▶ [Web page code records]:
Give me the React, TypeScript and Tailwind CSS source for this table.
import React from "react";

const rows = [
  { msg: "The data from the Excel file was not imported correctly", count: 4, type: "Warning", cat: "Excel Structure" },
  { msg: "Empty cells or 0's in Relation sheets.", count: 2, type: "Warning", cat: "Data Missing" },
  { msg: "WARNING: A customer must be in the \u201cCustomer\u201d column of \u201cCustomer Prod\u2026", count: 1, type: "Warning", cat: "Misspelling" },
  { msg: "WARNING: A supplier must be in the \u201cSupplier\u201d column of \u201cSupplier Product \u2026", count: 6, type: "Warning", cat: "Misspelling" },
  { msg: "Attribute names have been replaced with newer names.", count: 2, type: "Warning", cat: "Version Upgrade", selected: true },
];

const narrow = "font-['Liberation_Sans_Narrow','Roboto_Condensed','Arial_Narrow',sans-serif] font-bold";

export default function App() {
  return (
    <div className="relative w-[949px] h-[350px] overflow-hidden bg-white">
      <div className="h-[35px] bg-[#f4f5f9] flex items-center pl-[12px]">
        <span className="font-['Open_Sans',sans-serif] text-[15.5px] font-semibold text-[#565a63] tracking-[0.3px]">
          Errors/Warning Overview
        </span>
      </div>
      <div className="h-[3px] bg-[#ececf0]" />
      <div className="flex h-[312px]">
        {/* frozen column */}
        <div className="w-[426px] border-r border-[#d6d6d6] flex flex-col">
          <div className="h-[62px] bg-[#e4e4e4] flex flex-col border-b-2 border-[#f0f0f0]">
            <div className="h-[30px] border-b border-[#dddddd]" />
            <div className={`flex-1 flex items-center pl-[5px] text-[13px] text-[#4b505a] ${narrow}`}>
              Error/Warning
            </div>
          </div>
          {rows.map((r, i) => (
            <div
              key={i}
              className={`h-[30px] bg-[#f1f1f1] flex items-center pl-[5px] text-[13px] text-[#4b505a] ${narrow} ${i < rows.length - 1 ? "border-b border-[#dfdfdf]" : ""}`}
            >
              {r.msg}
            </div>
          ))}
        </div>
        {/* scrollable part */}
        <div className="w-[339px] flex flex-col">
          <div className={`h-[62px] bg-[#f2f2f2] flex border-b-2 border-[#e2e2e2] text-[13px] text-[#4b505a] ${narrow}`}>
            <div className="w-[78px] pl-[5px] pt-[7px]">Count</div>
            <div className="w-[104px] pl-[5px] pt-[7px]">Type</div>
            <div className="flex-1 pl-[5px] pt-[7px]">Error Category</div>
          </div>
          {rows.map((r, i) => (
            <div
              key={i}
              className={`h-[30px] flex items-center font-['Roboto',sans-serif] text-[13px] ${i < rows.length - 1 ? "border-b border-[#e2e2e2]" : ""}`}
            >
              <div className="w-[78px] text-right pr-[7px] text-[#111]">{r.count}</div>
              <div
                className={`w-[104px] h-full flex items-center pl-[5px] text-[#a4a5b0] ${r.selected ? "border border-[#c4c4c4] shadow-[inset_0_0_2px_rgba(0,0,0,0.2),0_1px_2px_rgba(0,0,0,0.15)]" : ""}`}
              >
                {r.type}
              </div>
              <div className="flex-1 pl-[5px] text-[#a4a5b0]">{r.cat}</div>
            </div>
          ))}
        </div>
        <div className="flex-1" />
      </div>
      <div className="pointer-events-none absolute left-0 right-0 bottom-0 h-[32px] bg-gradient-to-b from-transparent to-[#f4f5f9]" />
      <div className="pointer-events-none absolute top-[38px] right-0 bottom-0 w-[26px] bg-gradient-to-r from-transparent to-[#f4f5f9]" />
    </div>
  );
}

---

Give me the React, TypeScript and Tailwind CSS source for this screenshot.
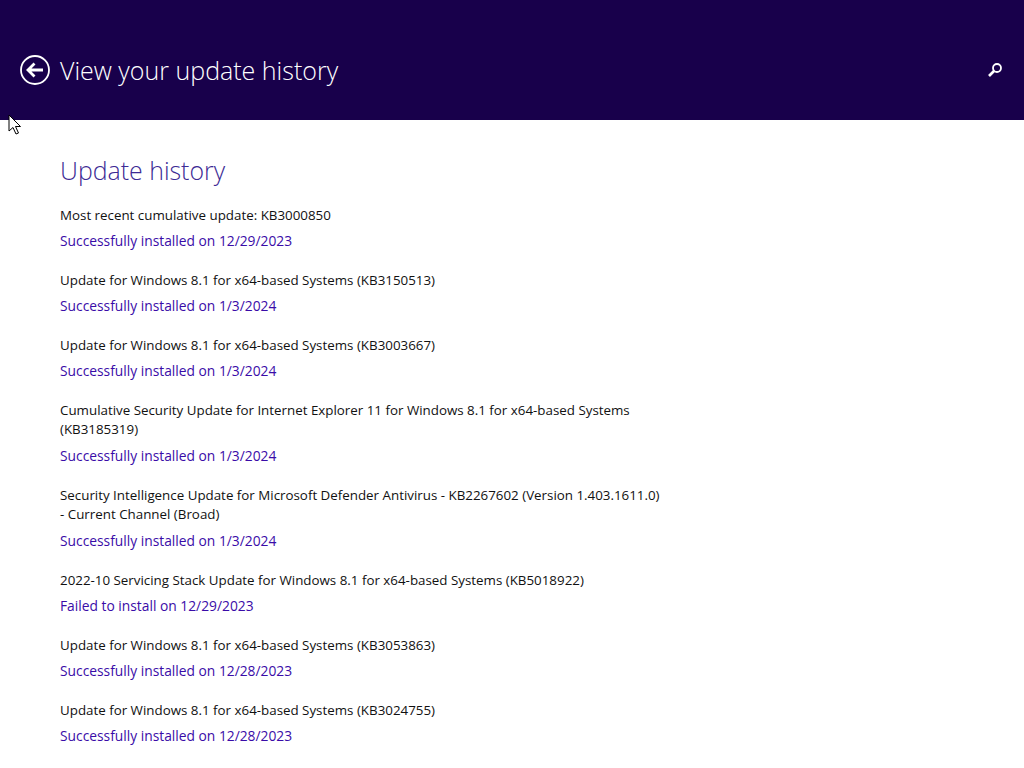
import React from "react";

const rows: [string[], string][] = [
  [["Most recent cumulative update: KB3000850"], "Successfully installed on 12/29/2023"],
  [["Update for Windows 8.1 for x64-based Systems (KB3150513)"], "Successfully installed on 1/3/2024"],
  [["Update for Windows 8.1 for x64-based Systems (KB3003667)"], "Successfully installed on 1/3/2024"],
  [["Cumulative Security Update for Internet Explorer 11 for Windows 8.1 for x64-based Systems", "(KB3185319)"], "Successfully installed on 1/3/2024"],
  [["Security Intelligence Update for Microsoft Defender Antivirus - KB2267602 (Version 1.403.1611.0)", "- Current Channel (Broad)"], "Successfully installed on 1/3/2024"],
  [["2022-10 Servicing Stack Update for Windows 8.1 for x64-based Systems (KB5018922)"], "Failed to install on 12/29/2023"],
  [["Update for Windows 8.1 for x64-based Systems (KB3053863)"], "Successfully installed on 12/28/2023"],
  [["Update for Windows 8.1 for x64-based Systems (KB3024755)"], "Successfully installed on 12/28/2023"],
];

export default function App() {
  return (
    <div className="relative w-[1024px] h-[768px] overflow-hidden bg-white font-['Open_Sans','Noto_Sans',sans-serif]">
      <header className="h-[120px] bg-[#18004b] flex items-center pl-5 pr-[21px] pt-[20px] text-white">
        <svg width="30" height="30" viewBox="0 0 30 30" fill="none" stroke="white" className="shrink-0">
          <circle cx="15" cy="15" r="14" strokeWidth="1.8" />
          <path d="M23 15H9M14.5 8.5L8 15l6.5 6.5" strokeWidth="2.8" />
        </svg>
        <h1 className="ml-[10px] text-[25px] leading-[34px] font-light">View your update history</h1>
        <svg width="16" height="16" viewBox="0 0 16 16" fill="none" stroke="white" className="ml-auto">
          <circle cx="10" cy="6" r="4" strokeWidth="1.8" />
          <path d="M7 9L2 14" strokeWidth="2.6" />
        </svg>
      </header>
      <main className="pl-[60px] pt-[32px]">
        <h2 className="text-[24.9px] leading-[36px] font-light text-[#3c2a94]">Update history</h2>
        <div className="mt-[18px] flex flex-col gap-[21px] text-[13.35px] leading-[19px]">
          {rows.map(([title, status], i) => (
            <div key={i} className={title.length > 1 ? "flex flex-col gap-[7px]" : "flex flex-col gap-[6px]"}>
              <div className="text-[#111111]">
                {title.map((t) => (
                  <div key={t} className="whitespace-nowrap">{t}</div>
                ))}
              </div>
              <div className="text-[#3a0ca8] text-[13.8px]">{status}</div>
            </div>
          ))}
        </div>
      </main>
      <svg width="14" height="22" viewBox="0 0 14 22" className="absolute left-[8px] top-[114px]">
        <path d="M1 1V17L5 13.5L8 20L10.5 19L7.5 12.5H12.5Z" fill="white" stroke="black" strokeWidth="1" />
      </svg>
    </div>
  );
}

▶ [DESCRIPTION OF THE TASK]:
Extract each line holding the word "this" from the records.

▶ [EXERCISE RESULT]:
Give me the React, TypeScript and Tailwind CSS source for this table.
Give me the React, TypeScript and Tailwind CSS source for this screenshot.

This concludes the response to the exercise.